Even though there are studies that say the Apple Watch does not work as well as Apple would have you believe in their commercials, there are still people that swear it saved their lives. On YouTube there are dozens of people that will go on record saying that watch is the reason they are still here today, and CNET interviewed five of them, and found it did offer life saving monitoring capacities.. Having access to Siri on her watch saved a woman and her 9-month-old child from a car accident when she couldn’t find her phone. The watch’s fall detection actually worked when a man from Norway fell face first on the bathroom floor in the middle of the night and lost consciousness.
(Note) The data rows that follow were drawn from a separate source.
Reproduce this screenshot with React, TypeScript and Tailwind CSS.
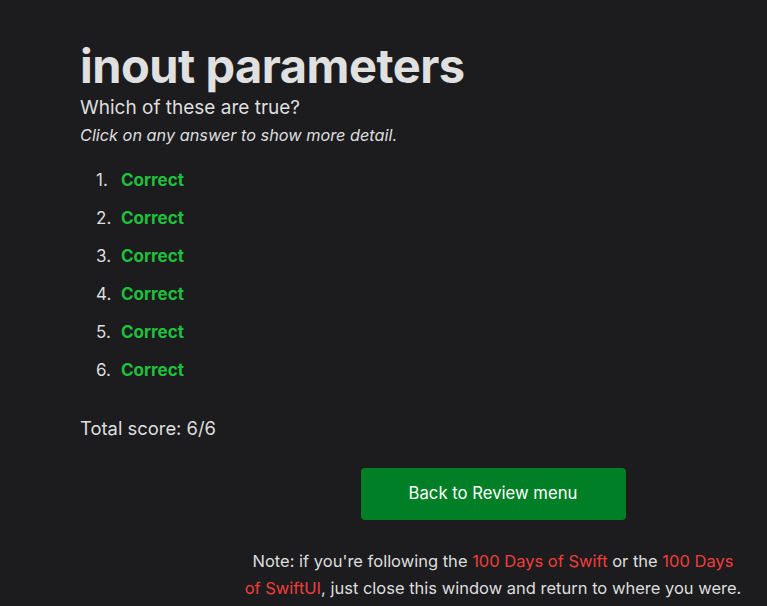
export default function App() {
  const items = [1, 2, 3, 4, 5, 6];
  return (
    <div
      className="min-h-[606px] w-full bg-[#1c1c1e] text-[#dedede] overflow-hidden"
      style={{ fontFamily: "Inter, 'Noto Sans', sans-serif" }}
    >
      <div className="pl-[80px] pt-[38px]">
        <h1 className="text-[47px] font-bold leading-[56px] tracking-[-0.5px] text-[#e0e0e0]">
          inout parameters
        </h1>
        <p className="text-[19px] leading-[26px] mt-[1px]">Which of these are true?</p>
        <p className="text-[16.3px] italic leading-[24px] mt-[2px]">
          Click on any answer to show more detail.
        </p>
        <ol className="mt-[21px] flex flex-col gap-[14px]">
          {items.map((n) => (
            <li key={n} className="flex items-center text-[17px] leading-[24px]">
              <span className="w-[41px] pl-[16px]">{n}.</span>
              <span className="font-bold text-[#1ec03c]">Correct</span>
            </li>
          ))}
        </ol>
        <p className="text-[18.4px] leading-[26px] mt-[33px]">Total score: 6/6</p>
      </div>
      <div className="ml-[243px] w-[500px] flex flex-col items-center mt-[27px]">
        <button className="w-[265px] h-[52px] rounded-[4px] bg-[#007f26] text-white text-[16.7px]">
          Back to Review menu
        </button>
        <p className="text-center text-[16.5px] leading-[27px] mt-[28px]">
          Note: if you're following the{" "}
          <span className="text-[#f23c3c]">100 Days of Swift</span> or the{" "}
          <span className="text-[#f23c3c]">100 Days of SwiftUI</span>, just close this window and
          return to where you were.
        </p>
      </div>
    </div>
  );
}
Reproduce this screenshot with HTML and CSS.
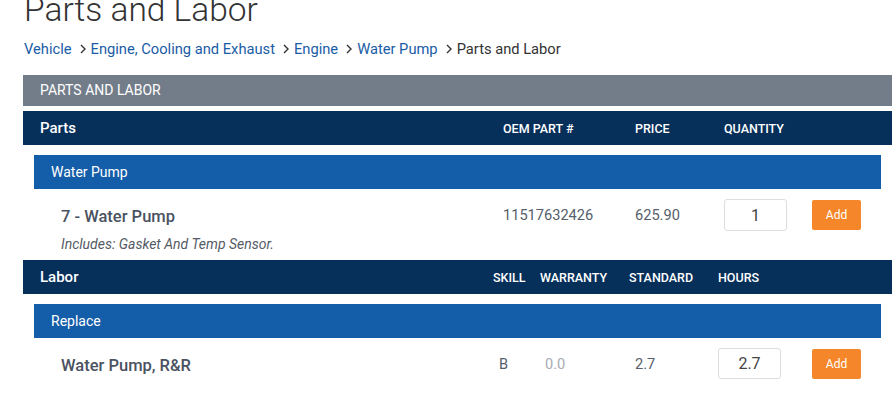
FILE: index.html
```html
<!DOCTYPE html>
<html lang="en">

<head>
    <meta charset="UTF-8">
    <title>Parts and Labor</title>
    <link rel="stylesheet" href="styles.css">
</head>

<body>
    <div class="page">
        <h1 class="page-title">Parts and Labor</h1>

        <!-- breadcrumb -->
        <nav class="crumbs">
            <a href="#">Vehicle</a>
            <svg class="chev" viewBox="0 0 6 10"><path d="M1 1l4 4-4 4" /></svg>
            <a href="#">Engine, Cooling and Exhaust</a>
            <svg class="chev" viewBox="0 0 6 10"><path d="M1 1l4 4-4 4" /></svg>
            <a href="#">Engine</a>
            <svg class="chev" viewBox="0 0 6 10"><path d="M1 1l4 4-4 4" /></svg>
            <a href="#">Water Pump</a>
            <svg class="chev" viewBox="0 0 6 10"><path d="M1 1l4 4-4 4" /></svg>
            <span>Parts and Labor</span>
        </nav>

        <div class="section-bar">PARTS AND LABOR</div>

        <!-- parts -->
        <div class="head-bar parts-grid">
            <div class="head-name">Parts</div>
            <div class="col-label">OEM PART #</div>
            <div class="col-label">PRICE</div>
            <div class="col-label">QUANTITY</div>
            <div></div>
        </div>
        <div class="group-bar">Water Pump</div>
        <div class="item parts-grid">
            <div class="item-name">
                <div class="item-title">7 - Water Pump</div>
                <div class="item-note">Includes: Gasket And Temp Sensor.</div>
            </div>
            <div class="val">11517632426</div>
            <div class="val">625.90</div>
            <div><input class="qty" type="text" value="1"></div>
            <div><button class="add">Add</button></div>
        </div>

        <!-- labor -->
        <div class="head-bar labor-grid">
            <div class="head-name">Labor</div>
            <div class="col-label">SKILL</div>
            <div class="col-label">WARRANTY</div>
            <div class="col-label">STANDARD</div>
            <div class="col-label">HOURS</div>
            <div></div>
        </div>
        <div class="group-bar">Replace</div>
        <div class="item labor-item labor-grid">
            <div class="item-name">
                <div class="item-title">Water Pump, R&amp;R</div>
            </div>
            <div class="val skill">B</div>
            <div class="val muted">0.0</div>
            <div class="val std">2.7</div>
            <div><input class="qty" type="text" value="2.7"></div>
            <div><button class="add">Add</button></div>
        </div>
    </div>
</body>

</html>
```

FILE: styles.css
```css
body {
    font-family: Roboto, "Liberation Sans", Arial, sans-serif;
    background-color: #fff;
    margin: 0;
    padding: 0;
    color: #333;
}

.page {
    margin-left: 23px;
    width: 869px;
}

.page-title {
    font-size: 33.5px;
    font-weight: 300;
    line-height: 40px;
    margin: -10px 0 0 1px;
    color: #333;
}

.crumbs {
    display: flex;
    align-items: center;
    font-size: 14.7px;
    height: 20px;
    margin: 9px 0 0 1px;
}

.crumbs a {
    color: #1a5ca6;
    text-decoration: none;
}

.crumbs span {
    color: #333;
}

.chev {
    width: 6px;
    height: 10px;
    margin: 0 5px 0 8px;
    fill: none;
    stroke: #333;
    stroke-width: 1.4;
}

.section-bar {
    background-color: #737d8a;
    color: #fff;
    font-size: 14px;
    height: 31px;
    line-height: 30px;
    padding-left: 17px;
    margin-top: 16px;
}

.head-bar {
    background-color: #062f5a;
    color: #fff;
    height: 34px;
    align-items: center;
    margin-top: 5px;
}

.head-name {
    padding-left: 17px;
    font-size: 15px;
    font-weight: 500;
}

.col-label {
    font-size: 12.5px;
    font-weight: 500;
}

.parts-grid {
    display: grid;
    grid-template-columns: 480px 132px 89px 88px 1fr;
}

.labor-grid {
    display: grid;
    grid-template-columns: 470px 47px 89px 89px 94px 1fr;
}

.group-bar {
    background-color: #145da8;
    color: #fff;
    font-size: 14px;
    height: 34px;
    line-height: 34px;
    margin: 10px 11px 0 11px;
    padding-left: 17px;
}

.item {
    height: 66px;
    align-items: start;
}

.labor-item {
    height: 66px;
}

.item-name {
    padding-left: 38px;
    padding-top: 18px;
}

.item-title {
    font-size: 16.5px;
    font-weight: 500;
    color: #4a5261;
}

.item-note {
    font-size: 14px;
    font-style: italic;
    color: #555b66;
    margin-top: 10px;
}

.val {
    font-size: 14.6px;
    color: #555e6b;
    padding-top: 17px;
}

.skill {
    padding-left: 6px;
}

.muted {
    color: #a7abb2;
    padding-left: 5px;
}

.std {
    padding-left: 6px;
}

.qty {
    box-sizing: border-box;
    width: 63px;
    height: 32px;
    margin-top: 10px;
    border: 1px solid #ddd;
    border-radius: 3px;
    text-align: center;
    font-family: Roboto, "Liberation Sans", Arial, sans-serif;
    font-size: 16px;
    color: #444;
    padding: 0;
}

.labor-item .qty {
    height: 31px;
}

.add {
    background-color: #f5862a;
    color: #fff;
    font-family: Roboto, "Liberation Sans", Arial, sans-serif;
    font-size: 12px;
    width: 49px;
    height: 30px;
    margin-top: 11px;
    border: none;
    border-radius: 2px;
    padding: 0;
}
```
Another young woman found her heart rate kept spiking throughout the day and was convinced to go to the hospital by her husband, which lead to the discovery that she had hyperthyroidism, which could have led to life-threatening complications if left untreated. The heart monitor on a Florida man’s Apple Watch got him to go to the hospital, where he found out he was on the verge of going into cardiac arrest, and it warned him again a week later, which got him back to the hospital where they put him on a different kind of heard medication, which has not trigged his watch since. Finally, the Apple Watch helped a 300lb man in his early thirties shed 100lbs within a year of his doctor telling him to get his weight under control. While using it to lose weight, he found out he had an early heartbeat, which is harmless, but something that does need to be watched (“Apple Watch saved my life: 5 people share their stories.”) Any one of the people would argue the results of the heart rate and fall detection assessments.
In the end, it might be tempting to pick an Apple, but this one might not be ripe enough yet. It is hard to make a decision as to whether or not the Apple Watch could be considered a life “safety” device, or a lifestyle “enhancement” device. Science would say this falls firmly in the category of lifestyle enhancement category. However, despite the high number of false positive readings, it did alert a small number of people to heart issues they might not have known they had until it was too late. They, along with the woman who saved herself and her baby from being trapped in car wreckage with the Siri feature on her watch, or the man you dropped 100lbs in a year, would be sure to agree it is 100% a life safety device, as they would not be here today if they didn’t have firmly attached to their wrists in the first place. As one of the doctor’s pointed out in the Verge Science video, if you’re wearing a smart watch, you are probably active enough that you don’t have to worry about heart issues, unless you are already aware of a pre-existing condition. They say an apple a day keeps the doctor away, but this Apple may cause more visits to the doctor than ever before.